The Dead End of Regime Change
The White House keeps hoping that the protests inside Iran will do the heavy lifting for them. The 2026 protests have been intense, fueled by a collapsing economy and a regime that's lost its legitimacy. But hope isn't a strategy.
The Iranian security apparatus—the IRGC in particular—is still loyal. They've survived the "worst" the U.S. has thrown at them. They aren't going to just fold because of air strikes or a blockade. In fact, external pressure often gives these regimes a rallying cry. They can blame every empty stomach and every power outage on "American aggression."
The truth is, the military options are dwindling because they've already been used. We've tried the "maximum pressure" of sanctions. We've tried the "surgical" air strikes. We're now trying the blockade. Each step takes us further down a path where the only remaining move is a total ground war—a move that nobody in Washington, and certainly nobody in the American public, has the stomach for.
What's Left on the Table
If we're honest, the U.S. is stuck.
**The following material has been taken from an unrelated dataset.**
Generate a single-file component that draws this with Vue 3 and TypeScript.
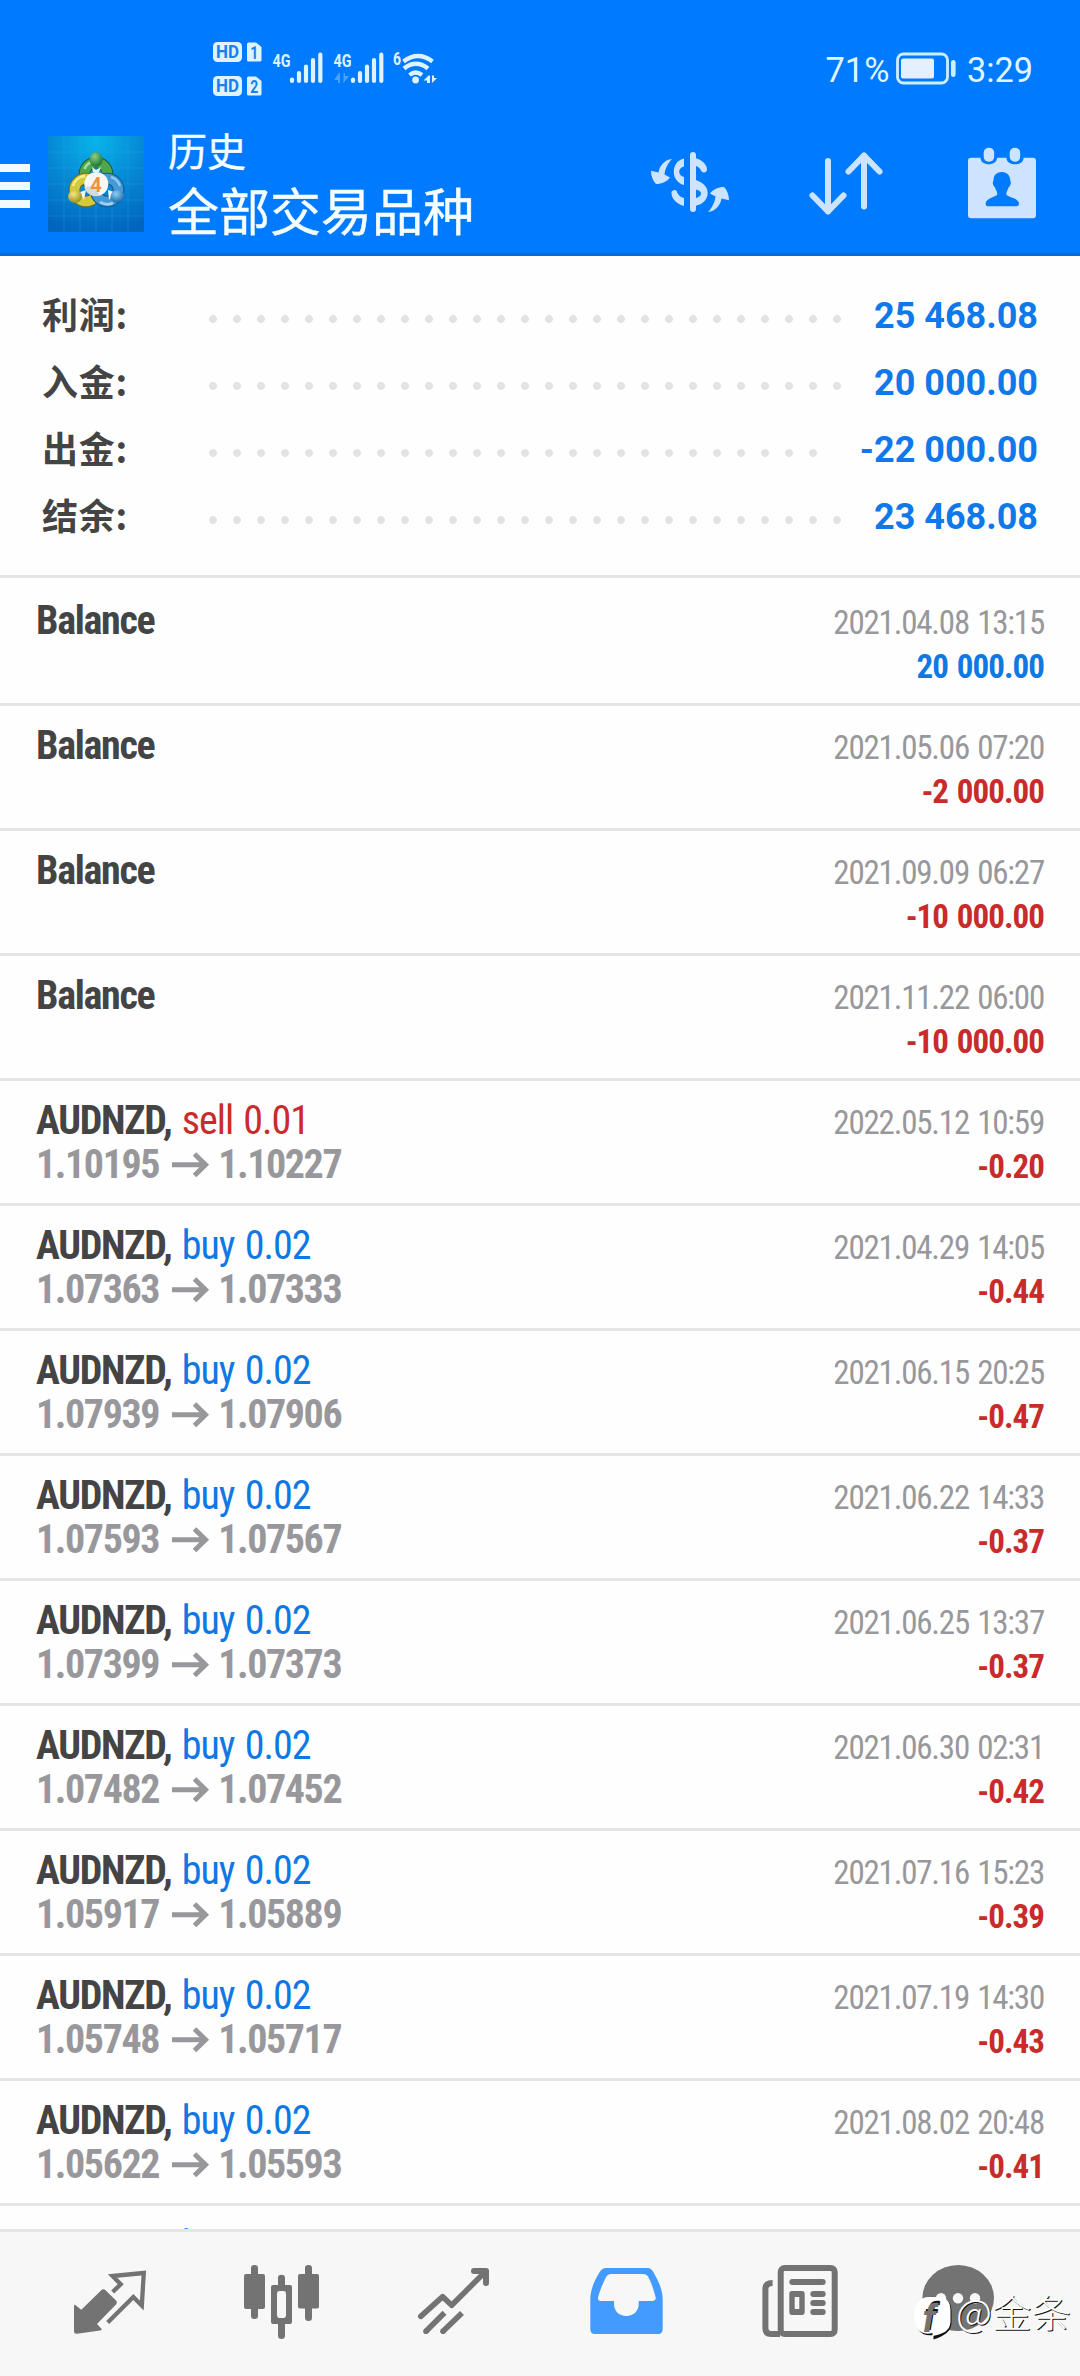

The negotiations in Muscat, Oman, have hit a wall because the U.S. demands everything (no enrichment, no missiles, no proxies) while offering very little that the Iranian leadership actually trusts.
Tehran knows time is on their side. They can dig their missiles out of the rubble, rebuild their air defenses with Chinese help, and wait for the international community to tire of the U.S. blockade.
We need to stop pretending that there's a magic military button we haven't pushed yet. The "military option" has become a hollow threat. If the White House wants a deal, it's going to have to stop looking for a way to win a war and start looking for a way to settle a conflict. That means moving past the fantasy of "unconditional surrender" and dealing with the messy, uncomfortable reality of a nuclear-capable Iran that isn't going anywhere.
The next few weeks will tell the story. If the blockade fails to bring Tehran to its knees—and historically, blockades rarely do—the White House will be left with two choices: admit the military approach has failed or double down into a war that will define the next decade of American foreign policy.
Watch the oil prices. Watch the movement of the Chinese and Russian fleets. The window for a "controlled" military solution hasn't just closed; it's been painted shut.